_Dataset content_:
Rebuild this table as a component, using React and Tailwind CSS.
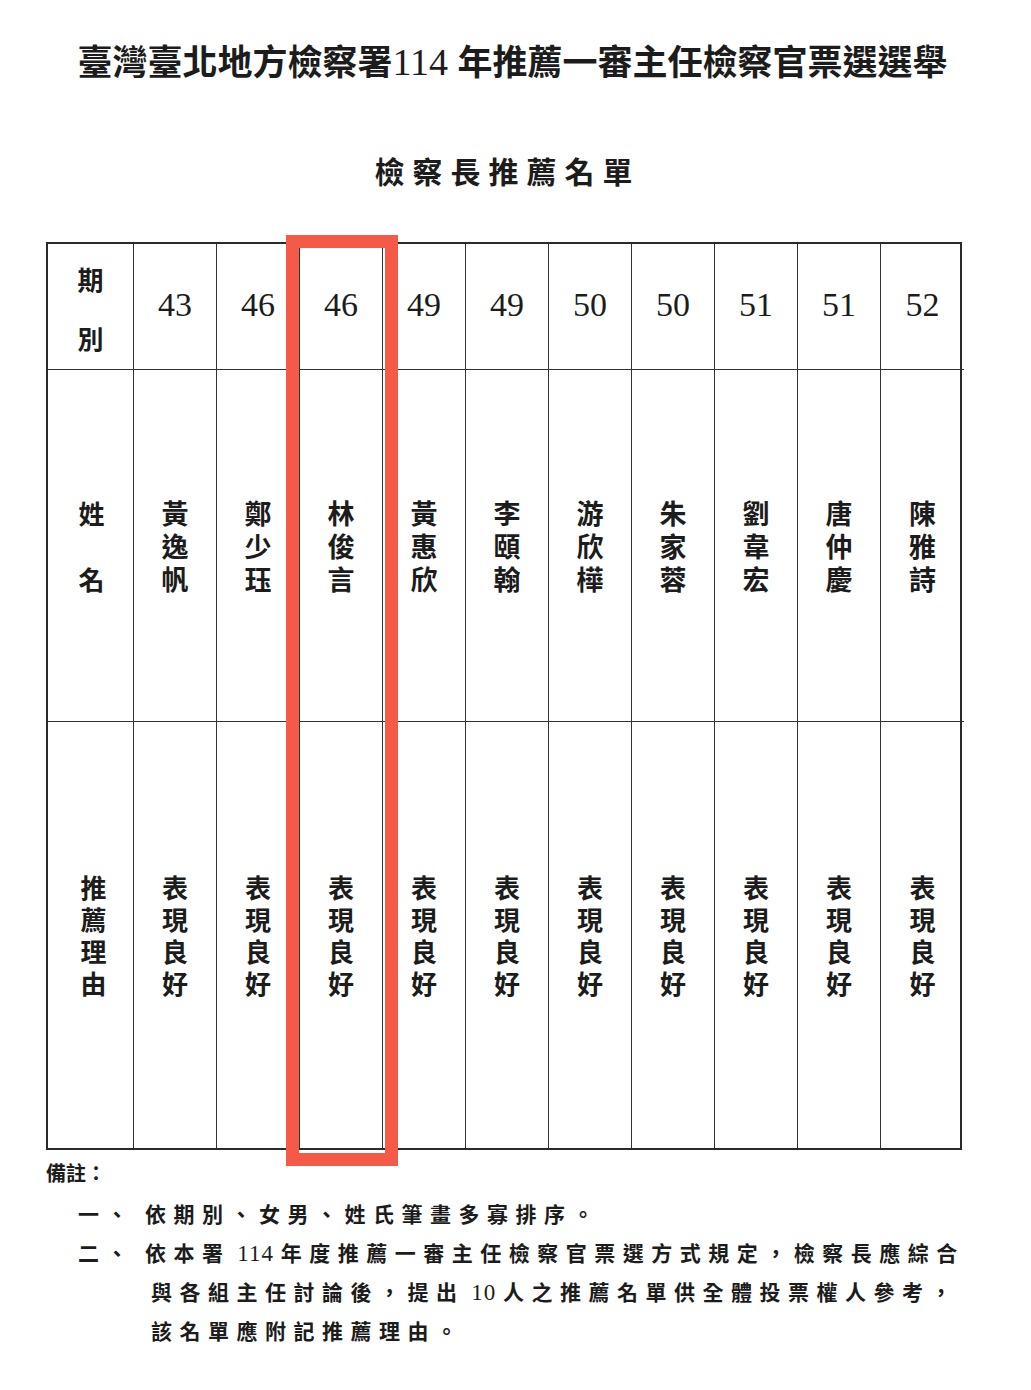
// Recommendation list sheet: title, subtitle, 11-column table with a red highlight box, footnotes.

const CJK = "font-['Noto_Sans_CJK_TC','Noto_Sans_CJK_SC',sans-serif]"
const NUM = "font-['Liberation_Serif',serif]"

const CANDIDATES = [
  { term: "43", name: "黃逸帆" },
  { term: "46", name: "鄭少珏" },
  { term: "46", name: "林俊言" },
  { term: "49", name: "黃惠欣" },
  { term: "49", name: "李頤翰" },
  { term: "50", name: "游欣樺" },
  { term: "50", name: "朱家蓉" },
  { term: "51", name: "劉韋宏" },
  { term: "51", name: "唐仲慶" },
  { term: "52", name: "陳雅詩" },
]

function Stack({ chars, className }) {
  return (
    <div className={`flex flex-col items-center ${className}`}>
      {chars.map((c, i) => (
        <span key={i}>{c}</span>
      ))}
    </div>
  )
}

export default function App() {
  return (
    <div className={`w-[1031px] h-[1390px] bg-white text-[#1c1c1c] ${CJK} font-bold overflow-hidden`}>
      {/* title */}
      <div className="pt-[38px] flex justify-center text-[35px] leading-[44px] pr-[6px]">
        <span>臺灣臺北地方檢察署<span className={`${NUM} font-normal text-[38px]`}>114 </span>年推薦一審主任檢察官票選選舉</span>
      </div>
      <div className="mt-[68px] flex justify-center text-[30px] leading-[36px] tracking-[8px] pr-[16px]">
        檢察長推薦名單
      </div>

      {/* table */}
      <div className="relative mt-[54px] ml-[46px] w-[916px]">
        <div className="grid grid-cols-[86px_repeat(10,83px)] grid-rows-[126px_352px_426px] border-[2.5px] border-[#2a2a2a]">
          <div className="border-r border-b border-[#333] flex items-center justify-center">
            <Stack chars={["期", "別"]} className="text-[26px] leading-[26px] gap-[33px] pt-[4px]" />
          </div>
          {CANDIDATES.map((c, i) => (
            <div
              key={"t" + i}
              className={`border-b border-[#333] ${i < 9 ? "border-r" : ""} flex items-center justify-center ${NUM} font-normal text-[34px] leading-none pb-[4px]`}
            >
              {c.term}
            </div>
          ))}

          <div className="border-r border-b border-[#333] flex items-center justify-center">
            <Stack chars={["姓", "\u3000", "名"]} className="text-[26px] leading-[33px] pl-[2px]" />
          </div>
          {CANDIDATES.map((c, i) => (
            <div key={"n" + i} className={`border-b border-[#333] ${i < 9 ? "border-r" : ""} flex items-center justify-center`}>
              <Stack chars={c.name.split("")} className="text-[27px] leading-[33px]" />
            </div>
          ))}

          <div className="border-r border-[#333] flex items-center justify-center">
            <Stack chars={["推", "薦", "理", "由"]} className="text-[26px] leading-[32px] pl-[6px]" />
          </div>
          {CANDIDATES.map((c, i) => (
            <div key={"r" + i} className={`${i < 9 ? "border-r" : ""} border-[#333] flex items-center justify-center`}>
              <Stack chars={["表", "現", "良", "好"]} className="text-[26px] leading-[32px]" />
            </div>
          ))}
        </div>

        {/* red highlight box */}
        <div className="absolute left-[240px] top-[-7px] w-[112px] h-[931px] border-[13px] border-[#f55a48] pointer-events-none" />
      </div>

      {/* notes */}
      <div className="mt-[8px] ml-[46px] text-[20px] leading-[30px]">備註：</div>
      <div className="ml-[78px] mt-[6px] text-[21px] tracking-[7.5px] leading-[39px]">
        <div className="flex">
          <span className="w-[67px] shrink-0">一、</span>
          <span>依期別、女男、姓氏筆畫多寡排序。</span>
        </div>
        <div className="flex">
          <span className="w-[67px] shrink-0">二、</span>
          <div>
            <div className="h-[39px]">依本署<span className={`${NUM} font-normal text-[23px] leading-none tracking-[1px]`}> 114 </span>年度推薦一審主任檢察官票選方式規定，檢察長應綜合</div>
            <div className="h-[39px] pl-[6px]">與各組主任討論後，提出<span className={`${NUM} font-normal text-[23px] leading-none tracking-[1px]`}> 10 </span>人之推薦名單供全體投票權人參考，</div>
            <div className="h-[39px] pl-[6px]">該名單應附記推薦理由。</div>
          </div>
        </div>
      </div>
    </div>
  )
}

_Stated task_: In your copy, leave out the pictures and reproduce the material above exactly.

_Result of the task_:
Rebuild this table as a component, using React and Tailwind CSS.
// Recommendation list sheet: title, subtitle, 11-column table with a red highlight box, footnotes.

const CJK = "font-['Noto_Sans_CJK_TC','Noto_Sans_CJK_SC',sans-serif]"
const NUM = "font-['Liberation_Serif',serif]"

const CANDIDATES = [
  { term: "43", name: "黃逸帆" },
  { term: "46", name: "鄭少珏" },
  { term: "46", name: "林俊言" },
  { term: "49", name: "黃惠欣" },
  { term: "49", name: "李頤翰" },
  { term: "50", name: "游欣樺" },
  { term: "50", name: "朱家蓉" },
  { term: "51", name: "劉韋宏" },
  { term: "51", name: "唐仲慶" },
  { term: "52", name: "陳雅詩" },
]

function Stack({ chars, className }) {
  return (
    <div className={`flex flex-col items-center ${className}`}>
      {chars.map((c, i) => (
        <span key={i}>{c}</span>
      ))}
    </div>
  )
}

export default function App() {
  return (
    <div className={`w-[1031px] h-[1390px] bg-white text-[#1c1c1c] ${CJK} font-bold overflow-hidden`}>
      {/* title */}
      <div className="pt-[38px] flex justify-center text-[35px] leading-[44px] pr-[6px]">
        <span>臺灣臺北地方檢察署<span className={`${NUM} font-normal text-[38px]`}>114 </span>年推薦一審主任檢察官票選選舉</span>
      </div>
      <div className="mt-[68px] flex justify-center text-[30px] leading-[36px] tracking-[8px] pr-[16px]">
        檢察長推薦名單
      </div>

      {/* table */}
      <div className="relative mt-[54px] ml-[46px] w-[916px]">
        <div className="grid grid-cols-[86px_repeat(10,83px)] grid-rows-[126px_352px_426px] border-[2.5px] border-[#2a2a2a]">
          <div className="border-r border-b border-[#333] flex items-center justify-center">
            <Stack chars={["期", "別"]} className="text-[26px] leading-[26px] gap-[33px] pt-[4px]" />
          </div>
          {CANDIDATES.map((c, i) => (
            <div
              key={"t" + i}
              className={`border-b border-[#333] ${i < 9 ? "border-r" : ""} flex items-center justify-center ${NUM} font-normal text-[34px] leading-none pb-[4px]`}
            >
              {c.term}
            </div>
          ))}

          <div className="border-r border-b border-[#333] flex items-center justify-center">
            <Stack chars={["姓", "\u3000", "名"]} className="text-[26px] leading-[33px] pl-[2px]" />
          </div>
          {CANDIDATES.map((c, i) => (
            <div key={"n" + i} className={`border-b border-[#333] ${i < 9 ? "border-r" : ""} flex items-center justify-center`}>
              <Stack chars={c.name.split("")} className="text-[27px] leading-[33px]" />
            </div>
          ))}

          <div className="border-r border-[#333] flex items-center justify-center">
            <Stack chars={["推", "薦", "理", "由"]} className="text-[26px] leading-[32px] pl-[6px]" />
          </div>
          {CANDIDATES.map((c, i) => (
            <div key={"r" + i} className={`${i < 9 ? "border-r" : ""} border-[#333] flex items-center justify-center`}>
              <Stack chars={["表", "現", "良", "好"]} className="text-[26px] leading-[32px]" />
            </div>
          ))}
        </div>

        {/* red highlight box */}
        <div className="absolute left-[240px] top-[-7px] w-[112px] h-[931px] border-[13px] border-[#f55a48] pointer-events-none" />
      </div>

      {/* notes */}
      <div className="mt-[8px] ml-[46px] text-[20px] leading-[30px]">備註：</div>
      <div className="ml-[78px] mt-[6px] text-[21px] tracking-[7.5px] leading-[39px]">
        <div className="flex">
          <span className="w-[67px] shrink-0">一、</span>
          <span>依期別、女男、姓氏筆畫多寡排序。</span>
        </div>
        <div className="flex">
          <span className="w-[67px] shrink-0">二、</span>
          <div>
            <div className="h-[39px]">依本署<span className={`${NUM} font-normal text-[23px] leading-none tracking-[1px]`}> 114 </span>年度推薦一審主任檢察官票選方式規定，檢察長應綜合</div>
            <div className="h-[39px] pl-[6px]">與各組主任討論後，提出<span className={`${NUM} font-normal text-[23px] leading-none tracking-[1px]`}> 10 </span>人之推薦名單供全體投票權人參考，</div>
            <div className="h-[39px] pl-[6px]">該名單應附記推薦理由。</div>
          </div>
        </div>
      </div>
    </div>
  )
}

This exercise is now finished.